Wolfs Studie der unsichtbaren Machtstrukturen von Gewalt und Grenzen, die wir hinter uns lassen, wenn wir unmerklich die Schwelle vom Verlockenden zum Unheimlichen, vom Erotischen zum Beängstigenden, vom Reizvollen zum Abstoßenden überschreiten, spiegelt den scharfsinnigen und zugleich ökonomischen Blick auf das entwickelte Material, das ebenso objektiv wie ephemer daherkommt. Die langgezogenen Worte aus dem Mund des/der Geächteten und their dröhnenden Schreie in den Raum hallen nach und überwältigen uns mit ihrer klangvollen und unerwarteten Dominanz.

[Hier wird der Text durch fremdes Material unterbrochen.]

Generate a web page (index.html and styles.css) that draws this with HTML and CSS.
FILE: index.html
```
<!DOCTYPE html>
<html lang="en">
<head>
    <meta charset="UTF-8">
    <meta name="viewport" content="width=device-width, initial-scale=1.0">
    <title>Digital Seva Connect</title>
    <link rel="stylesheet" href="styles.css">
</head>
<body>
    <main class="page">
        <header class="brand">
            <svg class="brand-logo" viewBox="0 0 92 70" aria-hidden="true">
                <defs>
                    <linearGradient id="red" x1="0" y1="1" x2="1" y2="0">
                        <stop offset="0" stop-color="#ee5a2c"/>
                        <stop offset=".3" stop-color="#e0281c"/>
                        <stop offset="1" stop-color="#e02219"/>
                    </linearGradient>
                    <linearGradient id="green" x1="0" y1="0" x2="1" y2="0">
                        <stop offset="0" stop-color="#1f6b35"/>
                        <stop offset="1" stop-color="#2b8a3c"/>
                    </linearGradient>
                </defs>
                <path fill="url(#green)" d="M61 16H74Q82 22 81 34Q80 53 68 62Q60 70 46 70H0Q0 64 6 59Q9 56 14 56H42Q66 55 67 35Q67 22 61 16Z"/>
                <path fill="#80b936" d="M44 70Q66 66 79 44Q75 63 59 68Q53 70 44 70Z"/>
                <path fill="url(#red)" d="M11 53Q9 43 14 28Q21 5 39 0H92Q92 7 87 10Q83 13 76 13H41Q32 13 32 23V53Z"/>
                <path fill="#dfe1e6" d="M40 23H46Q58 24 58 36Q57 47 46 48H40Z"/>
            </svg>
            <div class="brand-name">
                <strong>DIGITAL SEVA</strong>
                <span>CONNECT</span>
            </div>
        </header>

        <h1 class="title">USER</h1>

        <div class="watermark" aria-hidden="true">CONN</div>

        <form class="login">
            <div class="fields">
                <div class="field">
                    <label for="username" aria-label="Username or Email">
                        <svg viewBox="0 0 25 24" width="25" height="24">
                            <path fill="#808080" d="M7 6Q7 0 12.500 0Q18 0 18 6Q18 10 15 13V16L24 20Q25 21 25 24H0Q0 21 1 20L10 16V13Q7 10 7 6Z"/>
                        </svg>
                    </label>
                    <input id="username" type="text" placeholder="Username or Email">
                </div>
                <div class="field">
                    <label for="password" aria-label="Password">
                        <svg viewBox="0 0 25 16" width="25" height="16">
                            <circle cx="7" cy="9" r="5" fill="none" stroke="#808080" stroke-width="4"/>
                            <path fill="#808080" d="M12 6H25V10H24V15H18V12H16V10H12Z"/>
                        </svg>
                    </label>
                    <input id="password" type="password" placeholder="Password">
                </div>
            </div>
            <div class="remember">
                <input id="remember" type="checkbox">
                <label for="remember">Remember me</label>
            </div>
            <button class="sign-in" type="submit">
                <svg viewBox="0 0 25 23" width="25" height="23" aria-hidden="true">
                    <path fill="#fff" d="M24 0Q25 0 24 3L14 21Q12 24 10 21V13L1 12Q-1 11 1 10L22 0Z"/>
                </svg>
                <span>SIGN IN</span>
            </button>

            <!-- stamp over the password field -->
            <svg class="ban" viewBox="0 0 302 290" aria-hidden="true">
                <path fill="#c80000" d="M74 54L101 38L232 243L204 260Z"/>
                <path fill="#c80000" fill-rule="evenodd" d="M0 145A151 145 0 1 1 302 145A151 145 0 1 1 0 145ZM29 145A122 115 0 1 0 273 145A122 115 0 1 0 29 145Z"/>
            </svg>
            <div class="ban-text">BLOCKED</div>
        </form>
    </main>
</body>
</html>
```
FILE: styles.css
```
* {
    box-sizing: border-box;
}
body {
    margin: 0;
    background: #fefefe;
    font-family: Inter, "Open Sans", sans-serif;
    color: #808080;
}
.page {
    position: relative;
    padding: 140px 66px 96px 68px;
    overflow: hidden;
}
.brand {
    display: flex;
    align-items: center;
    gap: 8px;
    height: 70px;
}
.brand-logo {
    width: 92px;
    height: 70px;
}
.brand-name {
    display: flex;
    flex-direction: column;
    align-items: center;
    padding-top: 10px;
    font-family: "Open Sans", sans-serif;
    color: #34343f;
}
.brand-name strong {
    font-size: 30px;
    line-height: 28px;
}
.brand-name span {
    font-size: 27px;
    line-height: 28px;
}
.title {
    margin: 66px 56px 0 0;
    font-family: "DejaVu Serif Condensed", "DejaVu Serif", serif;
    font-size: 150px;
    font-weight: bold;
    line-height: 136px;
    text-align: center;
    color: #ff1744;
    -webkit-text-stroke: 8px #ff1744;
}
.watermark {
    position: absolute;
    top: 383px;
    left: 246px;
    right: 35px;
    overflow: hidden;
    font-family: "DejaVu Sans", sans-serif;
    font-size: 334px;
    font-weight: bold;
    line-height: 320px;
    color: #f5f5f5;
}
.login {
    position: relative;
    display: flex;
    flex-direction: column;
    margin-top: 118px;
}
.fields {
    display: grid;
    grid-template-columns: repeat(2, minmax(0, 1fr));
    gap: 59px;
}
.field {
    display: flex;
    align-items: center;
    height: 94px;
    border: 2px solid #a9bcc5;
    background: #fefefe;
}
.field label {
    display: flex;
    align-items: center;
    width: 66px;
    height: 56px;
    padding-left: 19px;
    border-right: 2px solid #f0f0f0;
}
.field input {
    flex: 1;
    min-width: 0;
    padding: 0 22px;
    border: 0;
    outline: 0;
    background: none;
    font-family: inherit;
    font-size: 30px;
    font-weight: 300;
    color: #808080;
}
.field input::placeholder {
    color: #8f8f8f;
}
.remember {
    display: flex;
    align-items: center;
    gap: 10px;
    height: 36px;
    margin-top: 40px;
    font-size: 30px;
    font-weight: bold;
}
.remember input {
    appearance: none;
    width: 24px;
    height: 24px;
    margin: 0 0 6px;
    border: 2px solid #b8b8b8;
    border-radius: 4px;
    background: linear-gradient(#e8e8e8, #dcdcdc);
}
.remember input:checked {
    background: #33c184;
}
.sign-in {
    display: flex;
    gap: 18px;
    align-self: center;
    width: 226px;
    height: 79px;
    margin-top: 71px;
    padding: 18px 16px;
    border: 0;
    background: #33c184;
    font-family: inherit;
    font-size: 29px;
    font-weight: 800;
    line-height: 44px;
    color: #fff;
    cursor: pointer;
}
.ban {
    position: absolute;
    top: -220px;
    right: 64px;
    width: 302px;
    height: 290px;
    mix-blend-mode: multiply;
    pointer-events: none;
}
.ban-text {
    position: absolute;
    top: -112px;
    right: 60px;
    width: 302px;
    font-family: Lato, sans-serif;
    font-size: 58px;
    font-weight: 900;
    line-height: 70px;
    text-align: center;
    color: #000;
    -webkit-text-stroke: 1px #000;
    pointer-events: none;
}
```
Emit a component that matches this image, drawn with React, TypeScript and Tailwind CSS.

Die Stille nach dem Nachklang verdichtet die Atmosphäre, und mich beschleicht ein Gefühl von Angst und Heiterkeit. Hilft Lachen, Angst zu bewältigen oder zu vermeiden? Hilft Lachen, Angst zu leugnen oder zu akzeptieren, was wir fürchten? Die gesprochene Zeile – „Oh! Get away with it for long enough, and it’ll start to look like fate.“ (dt. Oh! Wenn du lange genug damit durchkommst, erscheint es dir als Schicksal.) ”wiederholt sich auf verschiedene Weise, denn Wolf spielt mit dem Aroma der Konsonanten im Satz, mit der Länge und Ausatmung der Vokale. They schlendert von einer Seite der Bergrückseite auf die andere, wie auf einer sichtbaren ‚Hinterbühne‘.  Dies Land ist their Land, und their Agieren steuert das Ökosystem, an dem wir teilhaben.


©Joanna Wilk


Wolf verwandelt sich geschickt in die Figur von selbstbewusst und selbstsicher Handelnden, mit einem Augenzwinkern, das uns einlädt, zu hinterfragen, wofür „The Outlaw“ steht. Wann wird etwas, das gut erscheint oder sich gut anfühlt, schlecht? Wann wird etwas Schlimmes, das wir als „natürlich“ ansehen und daher als gegeben annehmen, essenziell? More Ballads of Outlaw Feelingsoffenbart die unsichtbaren Zyklen von Macht und Herrschaft, und die vielen Weisen, auf die faschistische, perfide Muster unsere Körper, das Leben und die Welt durchdringen, indem sie gewaltige Verflechtungen von Einfluss, Manipulation und Kontrolle zwischen Mensch, Natur und Geist schaffen und instrumentalisieren.

Übersetzung aus dem Englischen: Lilian Astrid Geese


More Ballads of Outlaw Feelings von Melanie Jame Wolf wurde am 3. Februar 2024 im E-WERK Luckenwalde gezeigt.